Source excerpt:
------------------------------------------------------------------------
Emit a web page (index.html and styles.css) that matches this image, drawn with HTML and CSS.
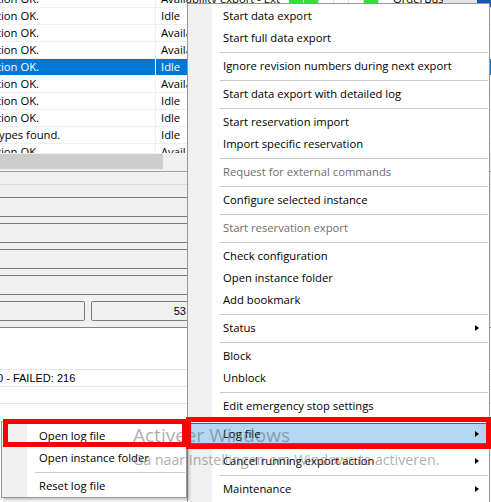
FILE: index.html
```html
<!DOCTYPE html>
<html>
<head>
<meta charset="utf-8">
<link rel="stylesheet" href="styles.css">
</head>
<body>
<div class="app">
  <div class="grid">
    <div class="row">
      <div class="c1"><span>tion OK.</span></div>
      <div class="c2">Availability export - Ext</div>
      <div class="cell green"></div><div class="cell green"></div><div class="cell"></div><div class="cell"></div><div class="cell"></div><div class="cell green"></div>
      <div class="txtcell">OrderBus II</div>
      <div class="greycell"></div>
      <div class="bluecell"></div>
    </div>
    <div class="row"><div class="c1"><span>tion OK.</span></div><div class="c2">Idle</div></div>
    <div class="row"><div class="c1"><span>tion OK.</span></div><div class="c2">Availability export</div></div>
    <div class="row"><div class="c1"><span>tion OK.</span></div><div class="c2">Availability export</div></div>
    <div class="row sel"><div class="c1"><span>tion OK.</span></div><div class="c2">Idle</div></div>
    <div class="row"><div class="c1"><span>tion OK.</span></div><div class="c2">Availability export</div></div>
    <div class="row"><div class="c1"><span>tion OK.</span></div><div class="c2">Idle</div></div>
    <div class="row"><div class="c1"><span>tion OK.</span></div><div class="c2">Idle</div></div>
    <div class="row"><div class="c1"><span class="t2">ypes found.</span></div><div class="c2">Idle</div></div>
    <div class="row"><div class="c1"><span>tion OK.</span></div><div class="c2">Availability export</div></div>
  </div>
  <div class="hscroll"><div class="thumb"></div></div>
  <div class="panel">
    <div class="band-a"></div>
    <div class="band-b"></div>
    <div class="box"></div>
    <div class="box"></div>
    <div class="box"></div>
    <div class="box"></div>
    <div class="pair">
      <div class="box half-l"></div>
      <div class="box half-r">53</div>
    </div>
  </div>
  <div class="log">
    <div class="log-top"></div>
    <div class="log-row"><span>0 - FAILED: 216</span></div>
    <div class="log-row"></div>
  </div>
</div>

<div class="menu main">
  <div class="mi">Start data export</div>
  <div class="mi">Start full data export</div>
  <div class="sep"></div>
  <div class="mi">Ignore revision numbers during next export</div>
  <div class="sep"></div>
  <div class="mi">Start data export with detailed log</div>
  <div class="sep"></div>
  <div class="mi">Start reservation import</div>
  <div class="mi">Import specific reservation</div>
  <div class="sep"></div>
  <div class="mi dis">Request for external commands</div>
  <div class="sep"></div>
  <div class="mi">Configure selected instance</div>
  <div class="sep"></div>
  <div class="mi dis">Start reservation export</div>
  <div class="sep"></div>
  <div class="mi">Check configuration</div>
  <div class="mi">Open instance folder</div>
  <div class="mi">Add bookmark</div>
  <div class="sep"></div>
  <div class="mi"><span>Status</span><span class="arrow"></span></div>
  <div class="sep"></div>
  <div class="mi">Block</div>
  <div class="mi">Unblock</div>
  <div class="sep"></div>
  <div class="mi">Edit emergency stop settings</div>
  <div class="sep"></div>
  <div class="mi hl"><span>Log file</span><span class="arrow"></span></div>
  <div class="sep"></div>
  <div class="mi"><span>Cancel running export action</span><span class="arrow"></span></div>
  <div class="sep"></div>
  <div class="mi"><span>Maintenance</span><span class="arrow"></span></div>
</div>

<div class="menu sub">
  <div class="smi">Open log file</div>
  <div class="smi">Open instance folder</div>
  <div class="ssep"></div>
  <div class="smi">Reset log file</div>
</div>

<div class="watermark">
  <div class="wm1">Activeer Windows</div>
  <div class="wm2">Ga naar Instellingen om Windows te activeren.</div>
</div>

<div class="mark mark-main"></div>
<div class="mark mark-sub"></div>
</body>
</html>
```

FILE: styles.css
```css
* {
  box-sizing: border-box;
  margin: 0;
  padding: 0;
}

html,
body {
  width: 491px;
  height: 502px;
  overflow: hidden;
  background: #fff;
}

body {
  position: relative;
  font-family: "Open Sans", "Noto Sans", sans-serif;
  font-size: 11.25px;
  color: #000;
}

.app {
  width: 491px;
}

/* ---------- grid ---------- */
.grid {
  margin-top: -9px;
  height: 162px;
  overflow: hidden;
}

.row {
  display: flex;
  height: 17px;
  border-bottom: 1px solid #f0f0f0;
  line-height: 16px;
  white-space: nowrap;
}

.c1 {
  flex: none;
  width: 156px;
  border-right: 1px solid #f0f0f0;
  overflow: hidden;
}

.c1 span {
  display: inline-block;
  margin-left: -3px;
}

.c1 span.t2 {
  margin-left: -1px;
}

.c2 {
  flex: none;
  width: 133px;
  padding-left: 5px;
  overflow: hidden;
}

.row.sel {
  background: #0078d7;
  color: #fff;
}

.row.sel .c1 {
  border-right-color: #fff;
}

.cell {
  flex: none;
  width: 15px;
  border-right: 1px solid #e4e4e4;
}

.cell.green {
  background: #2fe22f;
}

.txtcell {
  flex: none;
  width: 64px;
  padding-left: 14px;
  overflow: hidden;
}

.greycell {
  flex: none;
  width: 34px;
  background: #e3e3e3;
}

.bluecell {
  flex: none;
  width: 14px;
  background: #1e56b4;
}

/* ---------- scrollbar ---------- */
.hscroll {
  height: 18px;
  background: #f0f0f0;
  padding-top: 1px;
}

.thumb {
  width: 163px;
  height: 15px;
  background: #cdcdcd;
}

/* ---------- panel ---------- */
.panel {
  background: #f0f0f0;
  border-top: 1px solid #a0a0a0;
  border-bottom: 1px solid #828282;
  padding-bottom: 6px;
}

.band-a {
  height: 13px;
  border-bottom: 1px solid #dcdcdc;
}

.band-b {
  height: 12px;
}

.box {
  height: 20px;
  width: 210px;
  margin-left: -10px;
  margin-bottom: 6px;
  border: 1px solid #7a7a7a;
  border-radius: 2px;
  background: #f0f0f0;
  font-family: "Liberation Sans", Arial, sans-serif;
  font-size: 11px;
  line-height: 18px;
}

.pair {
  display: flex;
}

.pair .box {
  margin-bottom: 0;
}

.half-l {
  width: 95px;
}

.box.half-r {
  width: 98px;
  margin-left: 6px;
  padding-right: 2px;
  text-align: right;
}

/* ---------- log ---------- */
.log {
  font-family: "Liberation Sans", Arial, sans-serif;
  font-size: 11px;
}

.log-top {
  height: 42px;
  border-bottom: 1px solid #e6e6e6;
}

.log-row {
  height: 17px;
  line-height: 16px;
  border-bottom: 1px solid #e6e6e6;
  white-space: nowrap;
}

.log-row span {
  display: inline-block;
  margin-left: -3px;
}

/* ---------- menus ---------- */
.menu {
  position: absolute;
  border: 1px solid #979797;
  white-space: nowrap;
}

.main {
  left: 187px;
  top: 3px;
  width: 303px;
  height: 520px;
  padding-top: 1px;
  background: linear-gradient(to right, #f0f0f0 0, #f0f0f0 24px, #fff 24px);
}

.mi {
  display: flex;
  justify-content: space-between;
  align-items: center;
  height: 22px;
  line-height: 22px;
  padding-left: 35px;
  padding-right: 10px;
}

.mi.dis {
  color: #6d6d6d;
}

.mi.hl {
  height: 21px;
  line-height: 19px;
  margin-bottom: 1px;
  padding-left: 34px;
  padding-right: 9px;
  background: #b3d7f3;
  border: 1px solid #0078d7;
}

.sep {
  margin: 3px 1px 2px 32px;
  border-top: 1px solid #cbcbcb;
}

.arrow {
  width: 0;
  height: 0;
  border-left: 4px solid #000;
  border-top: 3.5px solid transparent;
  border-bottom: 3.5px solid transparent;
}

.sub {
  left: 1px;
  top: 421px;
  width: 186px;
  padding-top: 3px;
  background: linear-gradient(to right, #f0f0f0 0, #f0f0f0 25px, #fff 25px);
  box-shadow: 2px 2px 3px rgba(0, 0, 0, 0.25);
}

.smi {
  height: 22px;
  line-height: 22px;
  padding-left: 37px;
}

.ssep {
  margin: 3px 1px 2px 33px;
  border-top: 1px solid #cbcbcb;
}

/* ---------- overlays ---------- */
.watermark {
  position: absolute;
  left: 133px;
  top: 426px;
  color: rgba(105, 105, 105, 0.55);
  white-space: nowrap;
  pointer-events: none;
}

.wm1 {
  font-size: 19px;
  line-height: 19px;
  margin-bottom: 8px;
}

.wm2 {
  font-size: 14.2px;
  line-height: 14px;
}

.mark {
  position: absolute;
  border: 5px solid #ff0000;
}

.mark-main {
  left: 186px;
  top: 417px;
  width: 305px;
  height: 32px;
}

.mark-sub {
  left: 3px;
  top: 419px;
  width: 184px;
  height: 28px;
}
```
------------------------------------------------------------------------
Exercise requirements: Above is a listing; report how many of its lines include the word "index", giving the number only.

Completed task: 2